Ce projet est imparfait, il n’y a même pas d’avant-projet. Sa mise en place me laisse perplexe car on touche à la fois à des routes nationales, départementales et communales. A ce même titre, la préparation de l’acquisition du foncier sera un réel souci. On n’est pas prêt de voir les travaux débuter. Didier Robert et son équipe sont juste forts dans la communication.
Le projet Tram Train était-il non-finançable comme le suggère le président de Région ?
Nous, on avait un projet Tram Train qui débutait en 2010. Tout était bouclé financièrement. Cependant, on n’a pas eu la dotation ferroviaire promise par Dominique Bussereau (ndlr : à l’époque Ministre des Transports) et de François Fillon.
Ce qui est grave, c’est que Didier Robert n’a même pas essayé de négocier pour réactiver et donc obtenir cette dotation. Or, un président de Région se doit de trouver les pistes financières avantageuses pour son territoire.
Je pense qu’au-delà du Tram-Train, il entre dans une logique infernale. Je prends l’exemple du prêt d’ordinateurs aux élèves. Prêter un ordinateur c’est bien, mais le contenu n’a pas été discuté par le monde enseignant. Et que dire de l’état des machines au bout de quelques mois, ce sera le gouffre financier assuré.
Pensez-vous réellement qu’il y ait une chance de voir ressurgir le projet Tram-Train dans les prochaines années ?

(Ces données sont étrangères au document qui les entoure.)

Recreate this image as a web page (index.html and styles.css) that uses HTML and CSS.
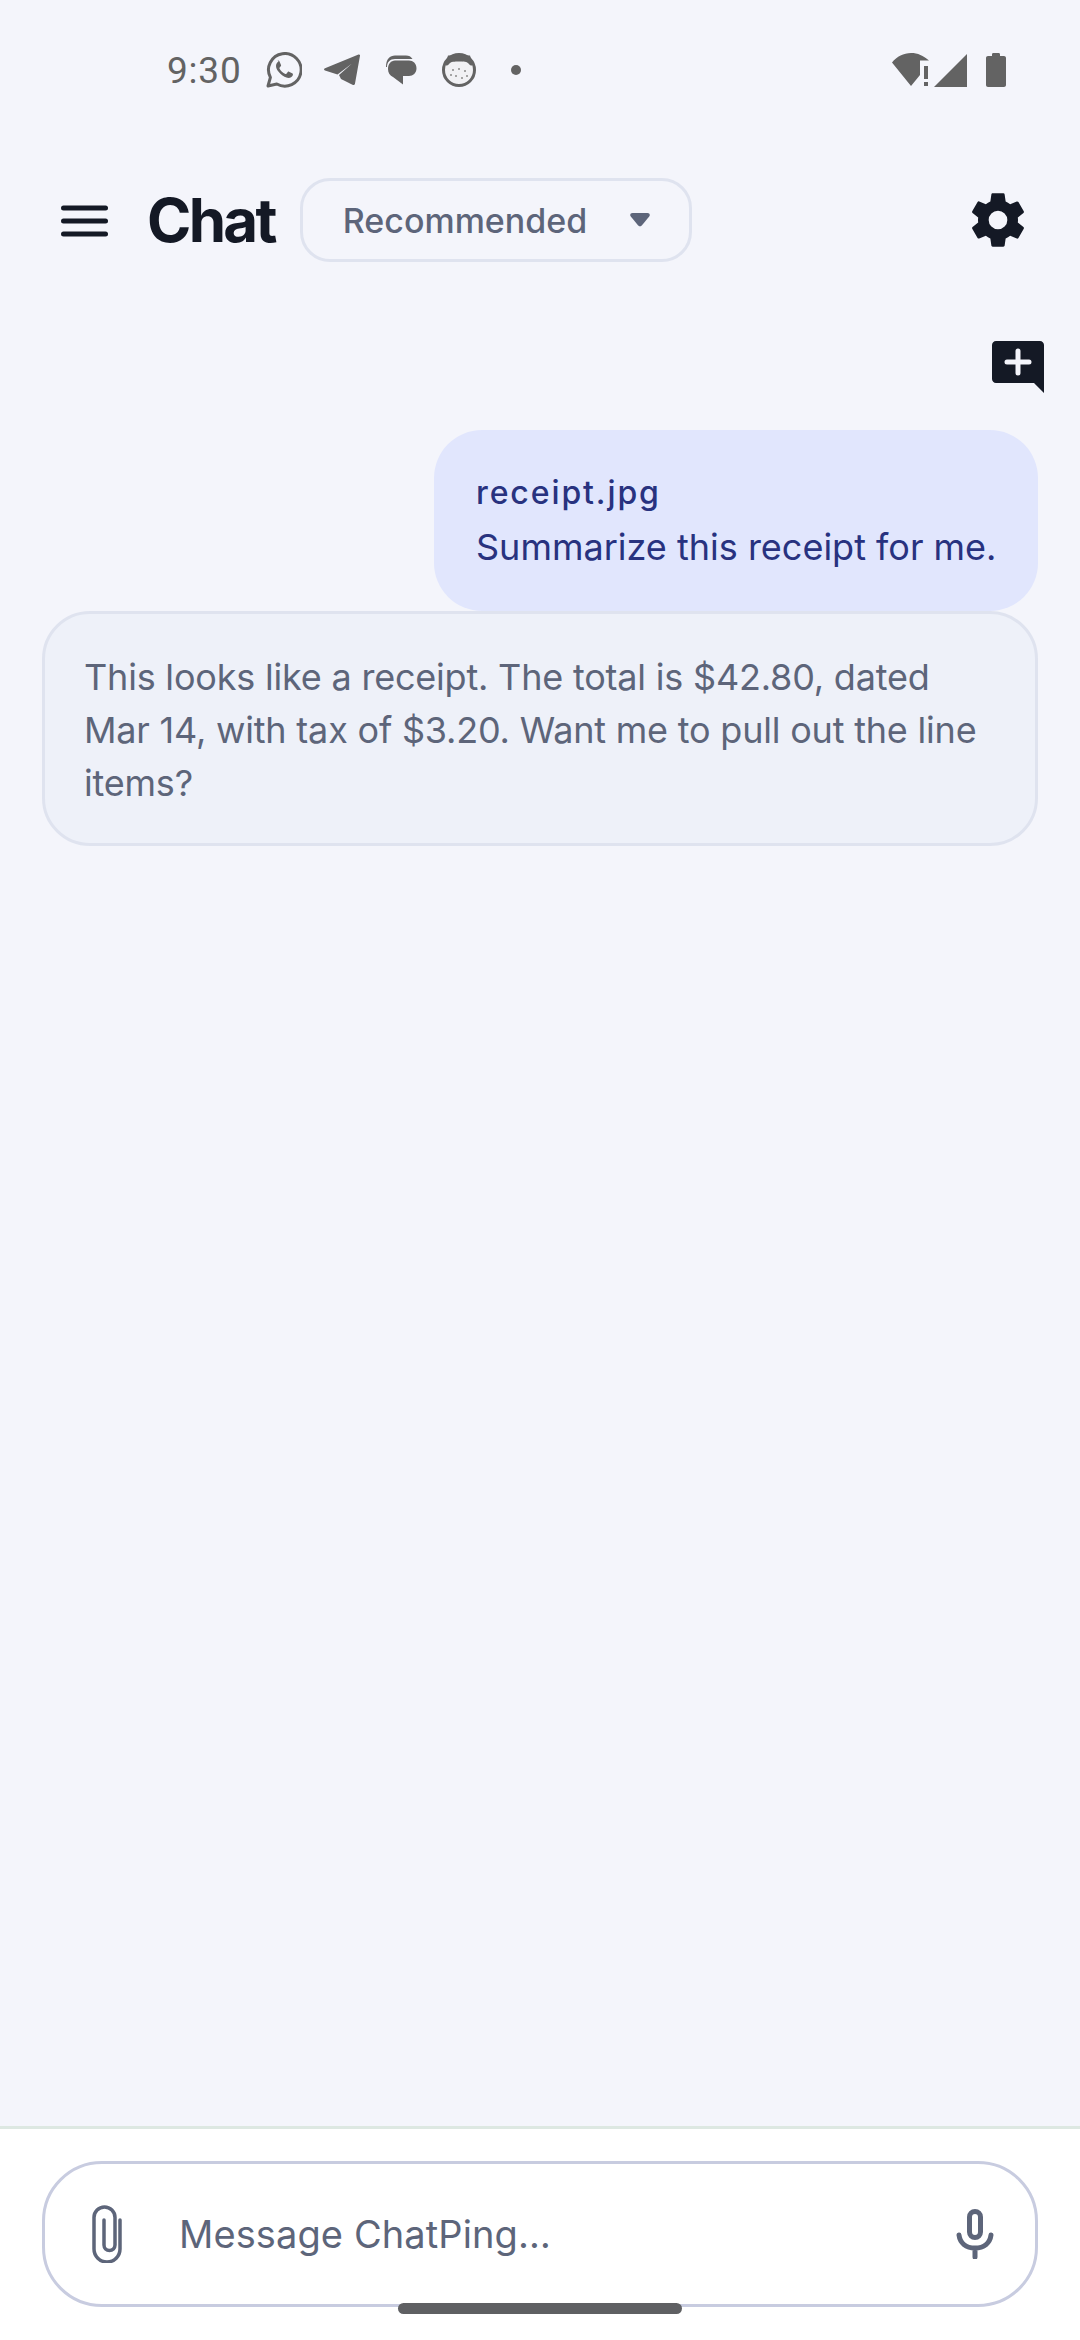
FILE: index.html
```html
<!DOCTYPE html>
<html lang="en">
<head>
<meta charset="utf-8">
<title>Chat</title>
<link rel="stylesheet" href="styles.css">
</head>
<body>
<div class="screen">
  <div class="status">
    <div class="status-left">
      <span class="time">9:30</span>
      <svg class="si wa" viewBox="0 0 36 36"><path d="M2 34l2.400-8.600A16.300 16.300 0 1 1 10.800 32z" fill="none" stroke="#636363" stroke-width="3" stroke-linejoin="round"/><path d="M12.600 9.600c-1 .2-2.600 2-2.600 4.400 0 2.600 1.800 5.200 4.400 7.800 2.800 2.700 5.400 4 8 4.200 2.400 0 4.200-1.500 4.500-3 .1-.8 0-1.300-.3-1.500l-3.600-1.800c-.5-.2-.9-.1-1.200.3l-1.400 1.800c-.3.3-.6.3-1 .2-2.600-1-4.700-3-5.900-5.500-.2-.4-.1-.7.2-1l1.200-1.500c.2-.3.3-.7.1-1.100l-1.500-3.500c-.3-.6-1.400-.9-1.900-.8z" fill="#636363"/></svg>
      <svg class="si tg" viewBox="0 0 36 32"><path d="M34.500.5c1-.3 1.600.3 1.500 1.200L31 29.500c-.2 1.400-1.300 1.800-2.500 1.200L17 25l-2-4L28 9.500 13.500 20.500 1 16.500c-1.300-.5-1.300-1.700 0-2.200z" fill="#636363"/></svg>
      <svg class="si msg" viewBox="0 0 32 32"><path d="M1 13C1 5 5 1.500 10 1.500h11c3 0 5 1 6.500 3.500H10C5 5 2 8 2 13z" fill="#636363"/><path d="M10 6.500h14c4 0 7.500 3 7.500 7.800s-3.500 7.700-7.500 7.700h-6v8.500L8 23c-3-1.500-5-4-5-8 0-5 3-8.500 7-8.500z" fill="#636363"/></svg>
      <svg class="si gh" viewBox="0 0 36 36"><circle cx="18" cy="18" r="15.500" fill="#f1f1f4" stroke="#636363" stroke-width="3"/><path d="M7 3.500h22l3 9.500c-1.500 1-3 .5-4-1-2-2.500-5.500-2.500-10-2.500s-8 0-10 2.500c-1 1.500-2.500 2-4 1z" fill="#636363"/><g fill="#8a8a8a"><circle cx="12" cy="18" r="1"/><circle cx="18" cy="17" r="1"/><circle cx="24" cy="19" r="1"/><circle cx="15" cy="24" r="1"/><circle cx="21" cy="26" r="1"/><circle cx="26" cy="24" r="1"/><circle cx="10" cy="23" r="1"/></g></svg>
      <span class="dot"></span>
    </div>
    <div class="status-right">
      <svg class="si wifi" viewBox="0 0 38 34"><path d="M0 9.500C5 3.500 11.500 0 19 0c7 0 12 2.500 18 7.500h-9v14.500L19 33z" fill="#636363"/><rect x="32" y="13" width="4" height="13" fill="#636363"/><rect x="32" y="29" width="4" height="4" fill="#636363"/></svg>
      <svg class="si sig" viewBox="0 0 33 33"><path d="M33 0v33H0z" fill="#636363"/></svg>
      <svg class="si bat" viewBox="0 0 20 34"><path d="M6 3V1.500C6 .7 6.500 0 7.300 0h5.400c.8 0 1.300.7 1.300 1.500V3h4c1.100 0 2 .9 2 2v27c0 1.100-.9 2-2 2H2c-1.100 0-2-.9-2-2V5c0-1.100.9-2 2-2z" fill="#636363"/></svg>
    </div>
  </div>

  <div class="header">
    <svg class="menu" viewBox="0 0 47 33"><g fill="none" stroke="#141925" stroke-width="5" stroke-linecap="round"><path d="M2.500 4h42"/><path d="M2.500 17h42"/><path d="M2.500 30h42"/></g></svg>
    <h1 class="title">Chat</h1>
    <div class="chip"><span class="chip-text">Recommended</span><svg class="caret" viewBox="0 0 20 14"><path d="M2.500 0h15c2 0 3 2 1.700 3.600l-7.400 9c-1 1.100-2.600 1.100-3.600 0l-7.400-9C-.5 2 .5 0 2.500 0z" fill="#5d657a"/></svg></div>
    <svg class="gear" viewBox="0 0 24 24"><path fill="#141925" d="M19.430 12.980c.04-.32.070-.64.070-.98s-.03-.66-.07-.98l2.110-1.650c.19-.15.240-.42.120-.64l-2-3.460c-.12-.22-.39-.3-.61-.22l-2.490 1c-.52-.4-1.080-.73-1.690-.98l-.38-2.650A.49.49 0 0 0 14 2h-4c-.25 0-.46.18-.49.42l-.38 2.650c-.61.25-1.170.59-1.690.98l-2.490-1c-.23-.09-.49 0-.61.22l-2 3.460c-.13.22-.07.49.12.64l2.110 1.650c-.04.32-.07.65-.07.98s.03.66.07.98l-2.110 1.650c-.19.15-.24.42-.12.64l2 3.460c.12.22.39.3.61.22l2.490-1c.52.4 1.080.73 1.690.98l.38 2.650c.03.24.24.42.49.42h4c.25 0 .46-.18.49-.42l.38-2.650c.61-.25 1.170-.59 1.690-.98l2.490 1c.23.09.49 0 .61-.22l2-3.460c.12-.22.07-.49-.12-.64l-2.110-1.650zM12 15.500a3.500 3.500 0 1 1 0-7 3.500 3.500 0 0 1 0 7z"/></svg>
  </div>

  <div class="new-row">
    <svg class="new-chat" viewBox="0 0 52 52"><path fill="#141925" d="M4 0h44c2.200 0 4 1.800 4 4v48L42 42H4c-2.200 0-4-1.800-4-4V4c0-2.200 1.800-4 4-4z"/><path d="M26 10v22M15 21h22" stroke="#f4f5fb" stroke-width="5" stroke-linecap="round" fill="none"/></svg>
  </div>

  <div class="messages">
    <div class="bubble user">
      <div class="file">receipt.jpg</div>
      <div class="user-text">Summarize this receipt for me.</div>
    </div>
    <div class="bubble bot">This looks like a receipt. The total is $42.80, dated Mar 14, with tax of $3.20. Want me to pull out the line items?</div>
  </div>

  <div class="composer">
    <div class="input">
      <svg class="clip" viewBox="0 0 30 58"><path d="M28 15v29a13 13 0 0 1-26 0V12.500a10.500 10.500 0 0 1 21 0V40a5.500 5.500 0 0 1-11 0V15" fill="none" stroke="#5d657a" stroke-width="3.500" stroke-linecap="round"/></svg>
      <span class="placeholder">Message ChatPing…</span>
      <svg class="mic" viewBox="0 0 38 50"><rect x="13.500" y="2.500" width="11" height="26" rx="5.500" fill="none" stroke="#5d657a" stroke-width="5"/><path d="M3 26c1 8 7 13 16 13s15-5 16-13M19 39v9" fill="none" stroke="#5d657a" stroke-width="5" stroke-linecap="round"/></svg>
    </div>
  </div>
  <div class="home-bar"></div>
</div>
</body>
</html>
```

FILE: styles.css
```css
* { box-sizing: border-box; }
html, body { margin: 0; padding: 0; }
body { width: 1080px; height: 2340px; overflow: hidden; font-family: "Inter", "Liberation Sans", sans-serif; }
.screen { position: relative; width: 1080px; height: 2340px; background: #f4f5fb; display: flex; flex-direction: column; }

.status { height: 140px; padding: 0 74px 0 167px; display: flex; align-items: center; justify-content: space-between; flex: none; }
.status-left, .status-right { display: flex; align-items: center; }
.time { font-family: "Roboto", sans-serif; font-size: 37px; color: #636363; width: 99px; letter-spacing: .8px; }
.si { display: block; flex: none; }
.wa { width: 36px; height: 36px; margin-right: 22px; }
.tg { width: 36px; height: 32px; margin-right: 25px; }
.msg { width: 32px; height: 32px; margin-right: 24px; }
.gh { width: 36px; height: 36px; margin-right: 34px; }
.dot { width: 10px; height: 10px; border-radius: 50%; background: #636363; }
.wifi { width: 38px; height: 34px; margin-right: 4px; }
.sig { width: 33px; height: 33px; margin-right: 19px; }
.bat { width: 20px; height: 34px; }

.header { height: 160px; flex: none; padding: 0 50px 0 61px; display: flex; align-items: center; }
.menu { width: 47px; height: 33px; flex: none; margin-right: 39px; }
.title { margin: 0 25px 0 0; font-size: 60px; line-height: 1; font-weight: 700; color: #141925; letter-spacing: -2.700px; }
.chip { width: 392px; height: 84px; border: 3px solid #dfe3ef; border-radius: 30px; display: flex; align-items: center; padding: 0 40px; justify-content: space-between; }
.chip-text { font-size: 34px; font-weight: 500; color: #5d657a; }
.caret { width: 20px; height: 14px; flex: none; margin-right: -1px; }
.gear { width: 64px; height: 64px; margin-left: auto; flex: none; }

.new-row { display: flex; justify-content: flex-end; padding: 0 36px 0 0; flex: none; margin-top: 41px; }
.new-chat { width: 52px; height: 52px; display: block; }

.messages { flex: 1; padding: 37px 42px 0; display: flex; flex-direction: column; align-items: flex-end; }
.bubble { border-radius: 48px; }
.user { width: 604px; height: 181px; background: #e1e6fd; padding: 42px; color: #28327f; }
.file { font-size: 32px; line-height: 42px; font-weight: 500; letter-spacing: 1.900px; margin-bottom: 7px; }
.user-text { font-size: 36px; line-height: 53px; white-space: nowrap; }
.bot { width: 996px; height: 235px; background: #eef1f9; border: 3px solid #dfe3ef; padding: 37px 44px 37px 39px; font-size: 36px; line-height: 53px; color: #5d657a; letter-spacing: -.2px; }

.composer { height: 214px; flex: none; background: #fff; border-top: 3px solid #dde8e2; padding: 32px 42px 0; }
.input { height: 146px; border: 3px solid #c8cce0; border-radius: 60px; display: flex; align-items: center; padding: 0 41px 0 47px; }
.clip { width: 30px; height: 58px; flex: none; margin-right: 57px; }
.placeholder { flex: 1; font-size: 38px; color: #5d657a; letter-spacing: .1px; }
.mic { width: 38px; height: 50px; flex: none; }

.home-bar { position: absolute; left: 398px; top: 2303px; width: 284px; height: 11px; border-radius: 6px; background: #5f6063; }
```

Le blocage tenait à l’obtention de cette dotation ferroviaire. Un changement de gouvernement dans deux ans, suivi du retour d’une majorité Alliance au Conseil Régional en 2014 pourrait, en effet, réactiver ce projet. Martine Aubry, lors de son passage dans l’île s’était enthousiasmée du retour du rail sur notre territoire, alors on y pense toujours.